FOLHA DE S.PAULO – 17/04/2019
Editorial
A instalação do inquérito já foi anômala. Ocorreu pela vontade do presidente do Supremo, valendo-se de interpretação elástica de suas prerrogativas. Dias Toffoli também contornou o expediente ordinário do sorteio do relator e pôs Moraes a chefiar as investigações.
Criou-se um monstrengo no qual um juiz acumula os papéis de alvo potencial do crime, condutor da ação policial e árbitro final da causa. Esse novelo se harmoniza mal com o devido processo legal.
Moraes ativou seus superpoderes e mandou retirar do ar reportagens dos sites O Antagonista e Crusoé que mencionavam um fato ocorrido sob as investigações da Lava Jato. Trata-se de menção do delator Marcelo Odebrecht a Dias Toffoli. Nada, porém, que possa incriminar o presidente do Supremo.
A justificativa de Moraes foi estrambótica em dois aspectos: atropelou a farta jurisprudência da corte a favor da liberdade de expressão e imprensa e tratou como falso um documento que era autêntico.
Atitudes controversas ordenadas por Moraes continuaram nesta terça (16) com intervenções policiais a pretexto de alvejar suspeitos de ameaçar ministros. O que se viu nos elementos levantados, no entanto, ainda não se distingue com nitidez do direito de criticar autoridades e instituições.

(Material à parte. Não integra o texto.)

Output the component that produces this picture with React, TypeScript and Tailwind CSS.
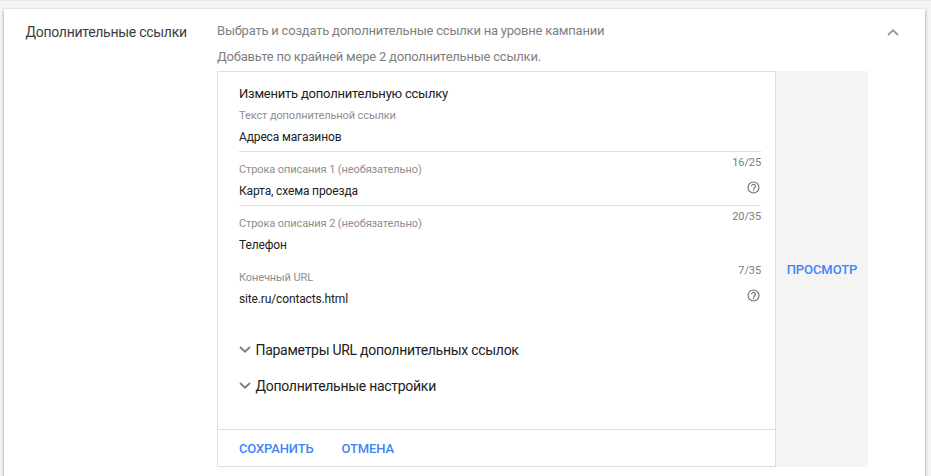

Insultos são detestáveis, mas não configuram necessariamente crime. Quanto mais poder e publicidade envolverem uma autoridade, maior deve ser a tolerância com vitupérios disparados contra ela por cidadãos. Essa é a boa doutrina das democracias, cultivada no STF.
A invectiva de um ministro do tribunal num terreno tão valorizado pelos democratas ensejou, naturalmente, grande reação contrária. A procuradora-geral, Raquel Dodge, disse que arquivaria o inquérito que nem preside, também numa manifestação heterodoxa.
Não há dúvida de que grupelhos truculentos alimentam um ódio insidioso contra o Supremo. Não há dúvida de que procuradores da Lava Jato com frequência extrapolam de suas atribuições e fazem jogo subterrâneo contra magistrados.
Mas a perseguição ao que for delituoso nesses comportamentos precisa ocorrer dentro das garantias da Carta —sob pena de não se distinguirem mais caçadores de caçados na selva do autoritarismo.